Every Sunday, the Washington Post lets someone bust five myths about some public-policy matter. Most recently, the buster—or shall I say dodger—was Chester E. Finn Jr., President of the Thomas B. Fordham Foundation, who addressed five contentious accusations about the No Child Left Behind Act. Why “dodger”? Because rather than directly address the myths, in most cases Finn offered either tangential, deceptive, or just plain inaccurate responses. Let’s look at the five myths and Finn’s answers to them, but rather than go in the order that Finn listed the myths, let’s work from the smallest dodge to the largest.


Least-dodged myth: We begin at the end of Finn’s list, with Finn attacking the notion that “certified teachers are better than non-certified teachers.” Finn argues that “there’s no solid evidence that state teacher certification ensures classroom effectiveness,” and here he’s right on the money. In fact, I wrote the same thing just a few weeks ago.


Getting a little dodgier: In his second entry, Finn disputes the assertion that “No Child Left Behind is egregiously underfunded.” Here he rightly takes issue with constant complaints that NCLB is underfunded because Washington has never spent the full amount authorized under the law. 100 percent of an authorized amount is almost never spent under any law, and Finn correctly points out that “viewed that way, nearly everything born in Washington is underfunded.”


Where Finn runs into trouble is that he fails to directly address another common underfunding complaint: NCLB requires states and districts to do things—write and implement new tests, produce report cards, comply with lots of new rules and regulations—without supplying sufficient funds to pay for them. Finn logically points out that public schools in the U.S. spend nearly $10,000 per-pupil (though it’s more like $11,500 and counting), so they have plenty of money to implement new things, but to directly bust the myth it’s necessary to show that NCLB pays for what it requires.


Mid-way dodge: The third myth Finn addresses is that “setting academic standards will fix U.S. schools.” Finn is a proponent of national standards, so it’s no surprise that he finesses this myth by acknowledging that NCLB encourages states to set low standards while simultaneously suggesting that standards-based reforms can work if “good standards” are in place.


Finn is right about NCLB’s perverse incentives—if schools and states don’t make progress toward 100-percent “proficiency” they are punished, but states define proficiency for themselves—however, its a big leap to imply that government schools will ever put “good standards” in place. Teachers, school administrators, and education bureaucrats who have a strong interest in low, easy-to-meet standards control education politics, which might be why only three states—Massachusetts, California and South Carolina—have standards Finn considers good, and two of these three might soon have their high standards go away.

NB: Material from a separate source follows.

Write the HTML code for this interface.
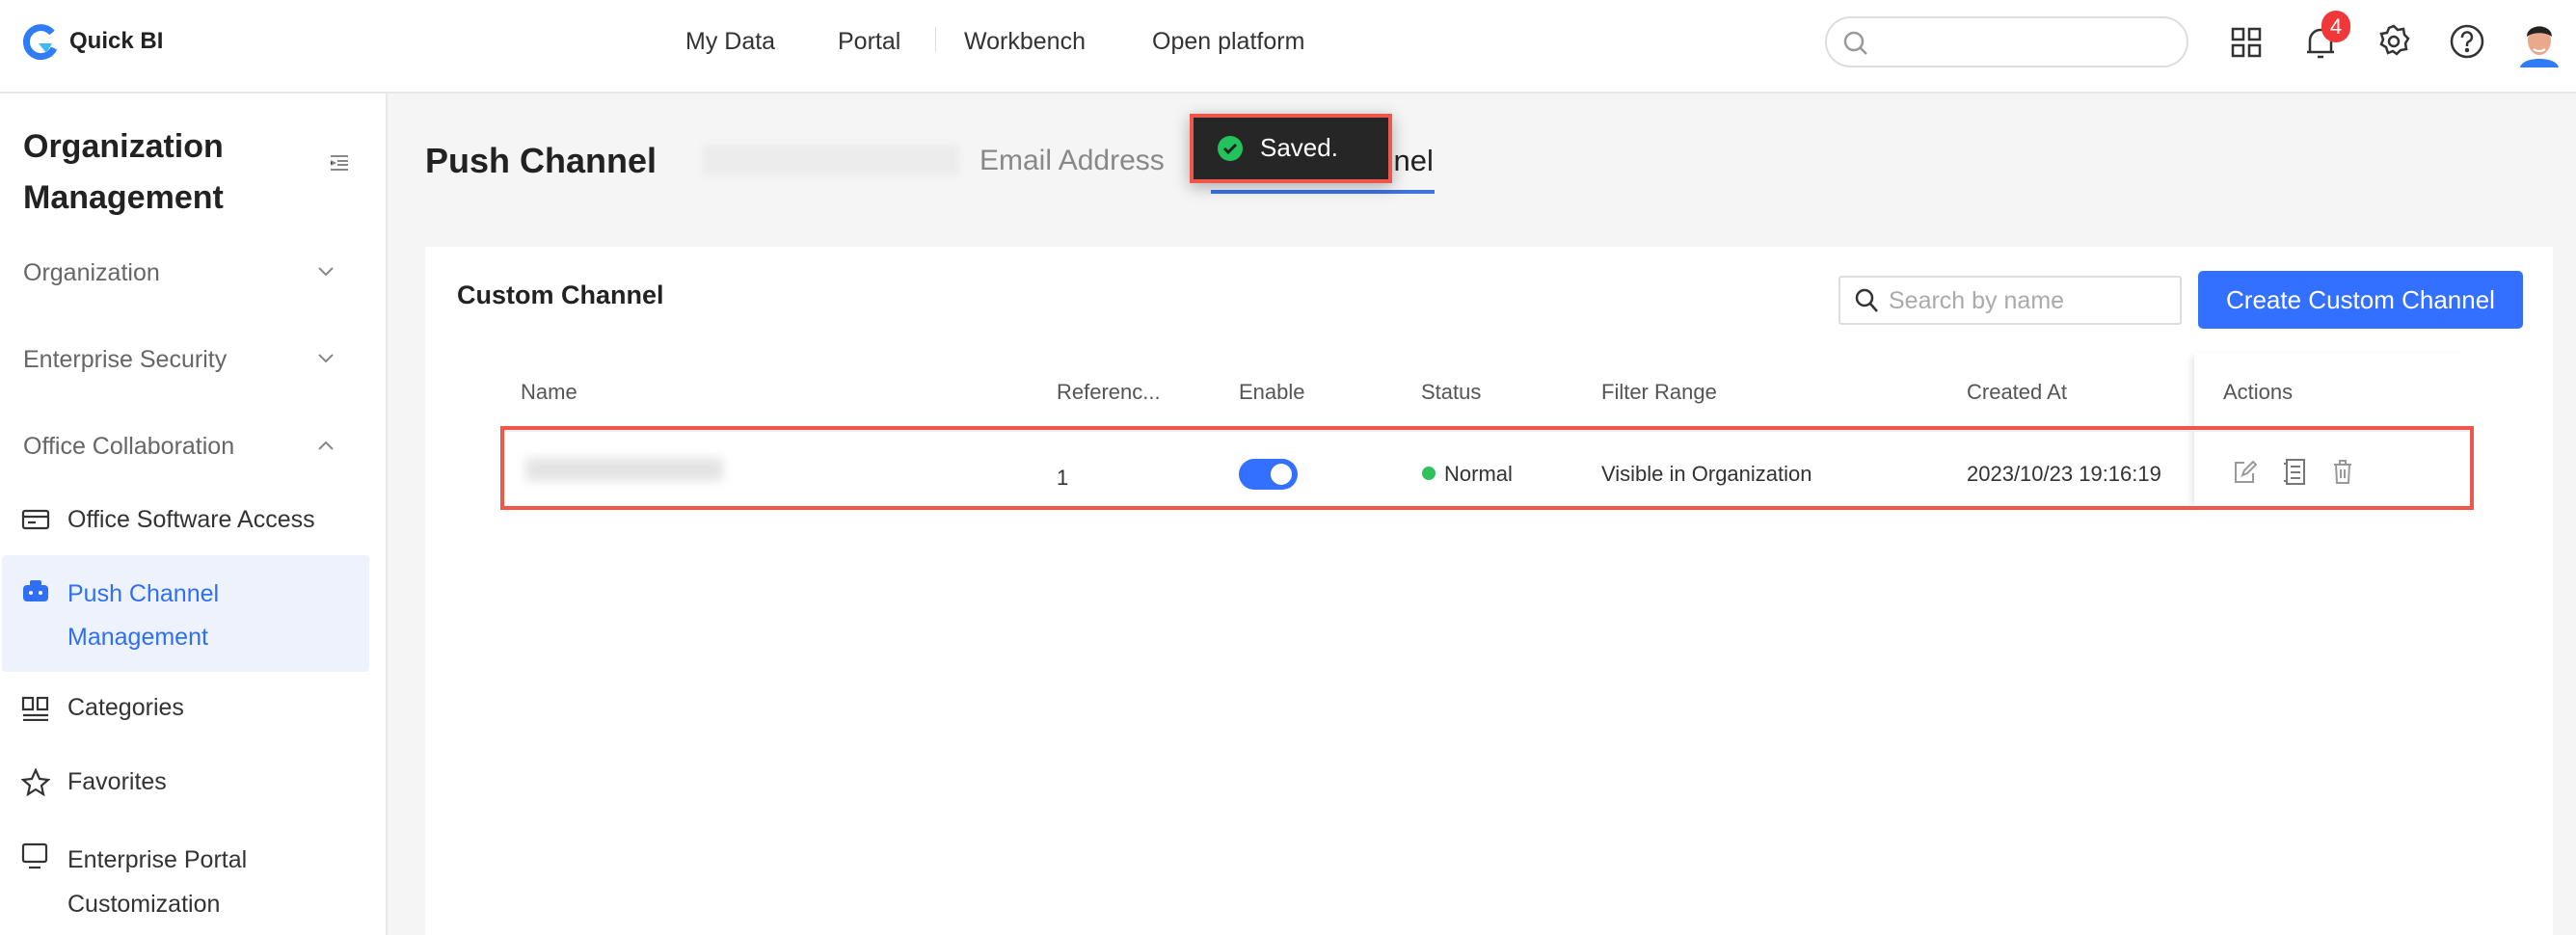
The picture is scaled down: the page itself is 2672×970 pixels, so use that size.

The runner-up dodge: In the penultimate dodge—and the fourth myth attacked on his list—Finn addresses the belief that “standardized testing required by No Child Left Behind gets in the way of real learning.” Instead of arguing that NCLB’s standardized testing requirements truly don’t get in the way of real learning, Finn argues that if testing is “an honest measure of a solid curriculum” it doesn’t have to get in the way. But based on the “setting academic standards” myth discussed above, we know that states aren’t honestly measuring solid curricula. And then there’s what Finn himself has written: Because NCLB puts all the carrots, sticks, and tests on math and reading, it has pushed other important subjects dangerously close to the margins, most definitely jeopardizing “real learning.”


The Big Dodge: Finn started with his big dodge, and I’ll end with it. Despite all logic and evidence screaming that it is absolutely not a myth that “No Child Left Behind is an unprecedented extension of federal control over schools,” Finn says it is. Why? Because states don’t have to follow the law if they’ll just turn down federal money, and NCLB is really just the latest incarnation of the decades-old Elementary and Secondary Education Act (ESEA).


First off, while states do “volunteer” to take federal money, their taxpayers have no choice but to pony the funds up in the first place, which means by following NCLB states are really just getting back hundreds-of-millions of their taxpayers’ dollars. And the notion that because NCLB is the latest permutation of ESEA it isn’t an unprecedented intrusion? Well, the original ESEA was only about 50 pages long, while NCLB occupies more than 600 pages! And the additional 550 sheets aren’t just filled with meaningless doodles or love notes; they contain scads of directives and programs heaped onto the law over decades of reauthorizations, including brand-new NCLB requirements for testing, teacher qualifications, “scientifically-based” reading curricula, etc. In other words, NCLB is absolutely an unprecedented extension of federal power, and no amount of myth-dodging can change that.